Pitch a Hardball – James said, “Once the interviewee is relaxed and feels that he or she has communicated the top-line, you ask a very specific question, based on your research, which delves deeply into something that you find interesting or important.”

A key word in that advice is research. That doesn’t mean you have to be like a lawyer who never asks a question in court without knowing the answer. Instead, just make sure you have done your homework on an interviewee ahead of time.

Also, it’s good to get the hard question in early in an interview. You want the candidate comfortable but not over confident.
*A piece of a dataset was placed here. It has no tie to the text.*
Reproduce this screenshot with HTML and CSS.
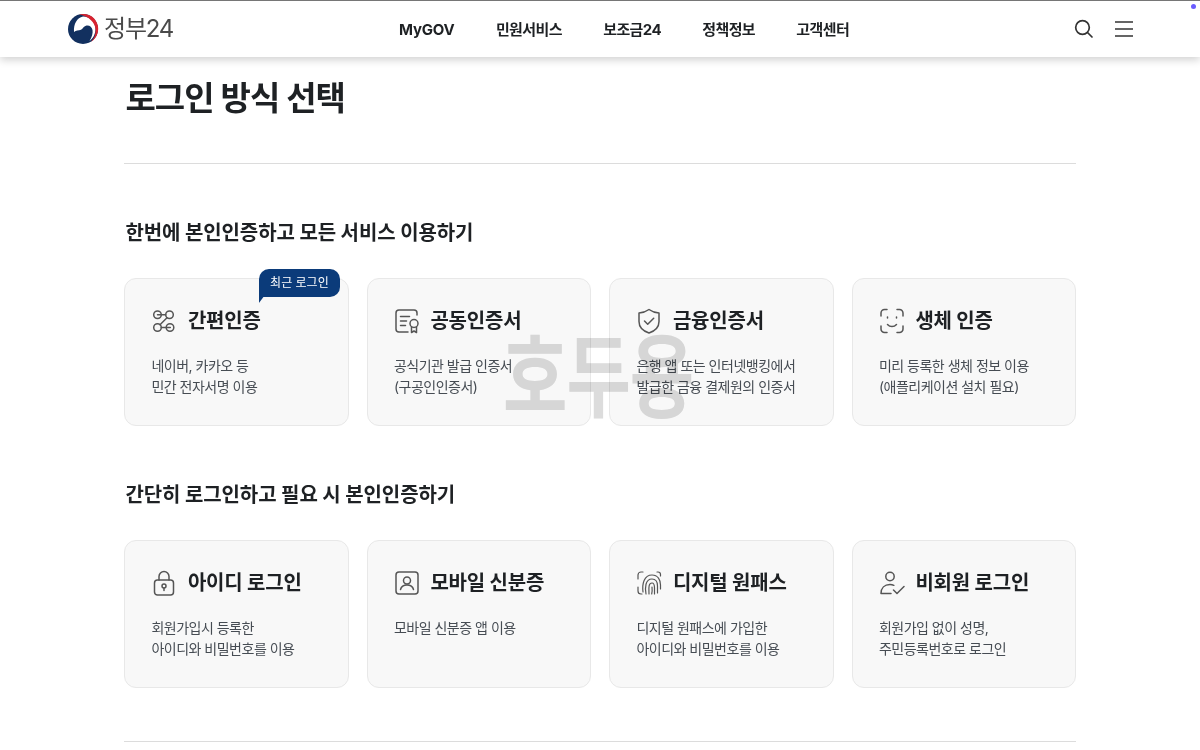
FILE: index.html
```html
<!DOCTYPE html>
<html lang="ko">
<head>
<meta charset="utf-8">
<title>로그인 방식 선택</title>
<link rel="stylesheet" href="styles.css">
</head>
<body>
<header class="header">
  <a class="logo">
    <svg class="logo-mark" width="32" height="32" viewBox="0 0 32 32">
      <circle cx="16" cy="16" r="15" fill="#12305f"/>
      <path d="M7 19C6.500 11 10 4.500 16 3.500 23 3.500 28.500 9.500 28.500 16 28.500 21 26 25.500 22.500 28 25 24 26 20 25.500 17 25 14 22.500 12 19.500 12.500 17 13 16 15.500 14 16.800 11.500 18 9 17 7 19z" fill="#fff"/>
      <path d="M12 1.500A15 15 0 0 1 24 28.700C27.500 25.500 29 21 28.500 16 28 9.500 22 3 12 1.500z" fill="#d8232f"/>
    </svg>
    <span class="logo-text">정부24</span>
  </a>
  <nav class="nav">
    <a class="nav-en">MyGOV</a><a>민원서비스</a><a>보조금24</a><a>정책정보</a><a>고객센터</a>
  </nav>
  <div class="tools">
    <svg width="20" height="20" viewBox="0 0 20 20" fill="none" stroke="#333" stroke-width="1.700" stroke-linecap="round"><circle cx="8.500" cy="8.500" r="6.800"/><path d="M13.500 13.500 18 18"/></svg>
    <svg width="18" height="16" viewBox="0 0 18 16" fill="none" stroke="#333" stroke-width="1.600"><path d="M0 1h18M0 8h18M0 15h18"/></svg>
  </div>
</header>
<span class="dot"></span>

<main class="main">
  <h1 class="title">로그인 방식 선택</h1>
  <hr class="rule">

  <h2 class="section-title">한번에 본인인증하고 모든 서비스 이용하기</h2>
  <div class="cards">
    <article class="card">
      <span class="badge">최근 로그인</span>
      <h3 class="card-title">
        <svg class="icon" width="26" height="26" viewBox="0 0 26 26"><circle cx="6.500" cy="6.800" r="3.800"/><circle cx="18.500" cy="6.800" r="3.800"/><circle cx="6.500" cy="19.500" r="3.800"/><circle cx="19" cy="19.500" r="3.800"/><path d="M6.500 6.800h8.200M16 9.800 9 16.800M10.300 19.500h9"/></svg>
        간편인증</h3>
      <p class="card-text">네이버, 카카오 등<br>민간 전자서명 이용</p>
    </article>
    <article class="card">
      <h3 class="card-title">
        <svg class="icon" width="26" height="26" viewBox="0 0 26 26"><path d="M23 7V5a3 3 0 0 0-3-3H5a3 3 0 0 0-3 3v16a3 3 0 0 0 3 3h9M6.500 8.500h9M6.500 13h6M6.500 17.500h5"/><circle cx="20" cy="15.500" r="4"/><path d="M17.500 19v5.500l2.500-1.500 2.500 1.500V19"/></svg>
        공동인증서</h3>
      <p class="card-text">공식기관 발급 인증서<br>(구공인인증서)</p>
    </article>
    <article class="card">
      <h3 class="card-title">
        <svg class="icon" width="26" height="26" viewBox="0 0 26 26"><path d="M13 1.500c3 2.200 6 3.300 10 3.500v8.500c0 5.500-4 9.500-10 11.500-6-2-10-6-10-11.500V5c4-.2 7-1.300 10-3.500z"/><path d="m8.500 13 3.200 3.200 6-6"/></svg>
        금융인증서</h3>
      <p class="card-text">은행 앱 또는 인터넷뱅킹에서<br>발급한 금융 결제원의 인증서</p>
    </article>
    <article class="card">
      <h3 class="card-title">
        <svg class="icon" width="26" height="26" viewBox="0 0 26 26"><path d="M2 8V5a3.500 3.500 0 0 1 3.500-3.500H8M18 1.500h2.500A3.500 3.500 0 0 1 24 5v3M2 18v3a3.500 3.500 0 0 0 3.500 3.500H8M24 18v3a3.500 3.500 0 0 1-3.500 3.500H18M8.500 16.500c2.500 2.800 6.500 2.800 9 0"/><path d="M8.500 9v1M17.500 9v1"/></svg>
        생체 인증</h3>
      <p class="card-text">미리 등록한 생체 정보 이용<br>(애플리케이션 설치 필요)</p>
    </article>
  </div>

  <h2 class="section-title">간단히 로그인하고 필요 시 본인인증하기</h2>
  <div class="cards">
    <article class="card">
      <h3 class="card-title">
        <svg class="icon" width="26" height="26" viewBox="0 0 26 26"><rect x="3.500" y="10" width="19" height="15" rx="3"/><path d="M8 10V6.500a5 5 0 0 1 10 0V10"/><circle cx="13" cy="16" r="2"/><path d="M13 18v2.500"/></svg>
        아이디 로그인</h3>
      <p class="card-text">회원가입시 등록한<br>아이디와 비밀번호를 이용</p>
    </article>
    <article class="card">
      <h3 class="card-title">
        <svg class="icon" width="26" height="26" viewBox="0 0 26 26"><rect x="2" y="2" width="22" height="22" rx="3"/><circle cx="13" cy="10.500" r="3.500"/><path d="M6.500 19.500c.8-3 3.300-4.500 6.500-4.500s5.700 1.500 6.500 4.500"/></svg>
        모바일 신분증</h3>
      <p class="card-text">모바일 신분증 앱 이용</p>
    </article>
    <article class="card">
      <h3 class="card-title">
        <svg class="icon fine" width="26" height="26" viewBox="0 0 26 26"><path d="M2 9V5a3 3 0 0 1 3-3h2M2 17v4a3 3 0 0 0 3 3h1M21 2h1a2.500 2.500 0 0 1 2.500 2.500V6M7 22c-1-8 1-17 9-17 6 0 8.500 5 8.500 10v4M10 24c-1-6-1-15 6-15 4 0 5.500 3 5.500 7v7M13 24c0-5-1-11 3-11 2.500 0 2.500 3 2.500 5v6M16 17c.3 3 .3 5-.3 7"/></svg>
        디지털 원패스</h3>
      <p class="card-text">디지털 원패스에 가입한<br>아이디와 비밀번호를 이용</p>
    </article>
    <article class="card">
      <h3 class="card-title">
        <svg class="icon" width="26" height="26" viewBox="0 0 26 26"><circle cx="11" cy="6.500" r="4.200"/><path d="M2 23.500c0-5.500 3.500-9 9-9 1.500 0 2.800.3 3.800.8M2 23.500h10M14.500 20l3.500 3.500 7-7"/></svg>
        비회원 로그인</h3>
      <p class="card-text">회원가입 없이 성명,<br>주민등록번호로 로그인</p>
    </article>
  </div>
  <hr class="rule bottom">
</main>
<div class="watermark">호두용</div>
</body>
</html>
```

FILE: styles.css
```css
* { box-sizing: border-box; }
html, body { margin: 0; padding: 0; }
body {
  height: 750px;
  overflow: hidden;
  background: #fff;
  color: #1e2124;
  font-family: Inter, "Noto Sans CJK KR", sans-serif;
}
.header {
  height: 57px;
  border-top: 1px solid #767676;
  background: #fff;
  box-shadow: 0 3px 8px rgba(0, 0, 0, .18);
  padding: 0 67px 0 67px;
  display: flex;
  align-items: center;
  position: relative;
}
.logo { width: 241px; display: flex; align-items: center; gap: 5px; }
.logo-mark { display: block; }
.logo-text { font-size: 24px; letter-spacing: -1.200px; color: #4a4a4a; line-height: 32px; }
.nav { display: flex; align-items: baseline; gap: 41.300px; margin-left: 91px; padding-bottom: 2px; font-size: 15px; font-weight: 700; letter-spacing: -.6px; color: #1e2124; }
.nav-en { letter-spacing: -.2px; }
.tools { margin-left: auto; display: flex; align-items: center; gap: 21px; }
.dot { position: absolute; left: 1191px; top: 4px; width: 5px; height: 5px; border-radius: 50%; background: #6a5cff; }
.main { width: 951.200px; margin: 0 auto; }
.title { margin: 17px 0 0; padding-left: 1px; font-size: 33px; font-weight: 700; line-height: 48px; letter-spacing: -.95px; }
.rule { margin: 41px 0 0; border: 0; height: 1px; background: #dcdcdc; }
.rule.bottom { margin-top: 53px; }
.section-title { margin: 54px 0 30px; padding-left: 1px; font-size: 20px; font-weight: 700; line-height: 30px; letter-spacing: -.1px; }
.cards { display: grid; grid-template-columns: repeat(4, 224.500px); gap: 18px; }
.card {
  position: relative;
  height: 148px;
  padding: 27px 26px 0;
  background: #f8f8f8;
  border: 1px solid #e8e8e8;
  border-radius: 12px;
}
.card-title { margin: 0; display: flex; align-items: center; gap: 10.500px; font-size: 20px; font-weight: 700; line-height: 30px; letter-spacing: -.2px; color: #1e2124; }
.icon { flex: none; fill: none; stroke: #555; stroke-width: 1.500; stroke-linecap: round; stroke-linejoin: round; }
.icon.fine { stroke-width: 1.200; }
.card-text { margin: 19px 0 0; font-size: 14px; line-height: 21px; letter-spacing: -.5px; color: #464c53; }
.badge {
  position: absolute;
  right: 8px;
  top: -10px;
  height: 28px;
  width: 81px;
  padding-bottom: 1px;
  text-align: center;
  font-size: 12px;
  line-height: 27px;
  color: #fff;
  background: #0b3b7a;
  border-radius: 10px 10px 10px 0;
}
.badge::after {
  content: "";
  position: absolute;
  left: 0;
  top: 26px;
  width: 6px;
  height: 8px;
  background: #0b3b7a;
  clip-path: polygon(0 0, 100% 0, 0 100%);
}
.watermark {
  position: absolute;
  left: 503px;
  top: 322px;
  font-size: 70px;
  line-height: 110px;
  font-weight: 700;
  letter-spacing: -1px;
  color: #dcdcdc;
  mix-blend-mode: multiply;
  pointer-events: none;
  transform: scaleY(1.300);
}
```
Throw a Curveball – Here James wrote, “A curve ball is a speculative question that projects the interviewee into a hypothetic[al] situation.”  His examples are:

  • “Suppose that you were…?”
  • “What if it happened that…?”
  • “How would you handle…?”

He added, “In a job interview, this would be the time to ask the candidate to project himself or herself into the job roles that you need filled.  As with the hardball question, the more specific you can be, the less likely it is that you’ll get a canned response.”

Allow me to add in some more tips that I have found effective over my three decades of journalism experience:

Ask the Same Question Differently – This is done to see if you get the same answer twice. It’s an effective technique for uncovering inconsistencies in a person’s background. People do have trouble keeping their stories straight. Journalists use this technique to fine tune our BS meter. It’s surprisingly effective.

Silence Is Golden – In a one-on-one conversation, people abhor the vacuum created by silence. They will keep talking and, in a lot of cases, reveal information they did not mean to. People who can remain silent in this situation are usually more self-assured and good listeners, to boot.

Play Dumb – This is probably the most effective technique but has to be practiced with some finesse. Obviously you don’t want the candidate to think you are dumb. After all, most people are going to wonder why your organization has stupid people who don’t know their industry. Instead, ask the candidate what should be an obvious question and see how they respond. It’s a good means for seeing how they communicate complex topics in a simple way. In journalism it’s smart to play dumb for clarity. In the corporate world it’s smart to play dumb to see if the candidate can demonstrate clarity.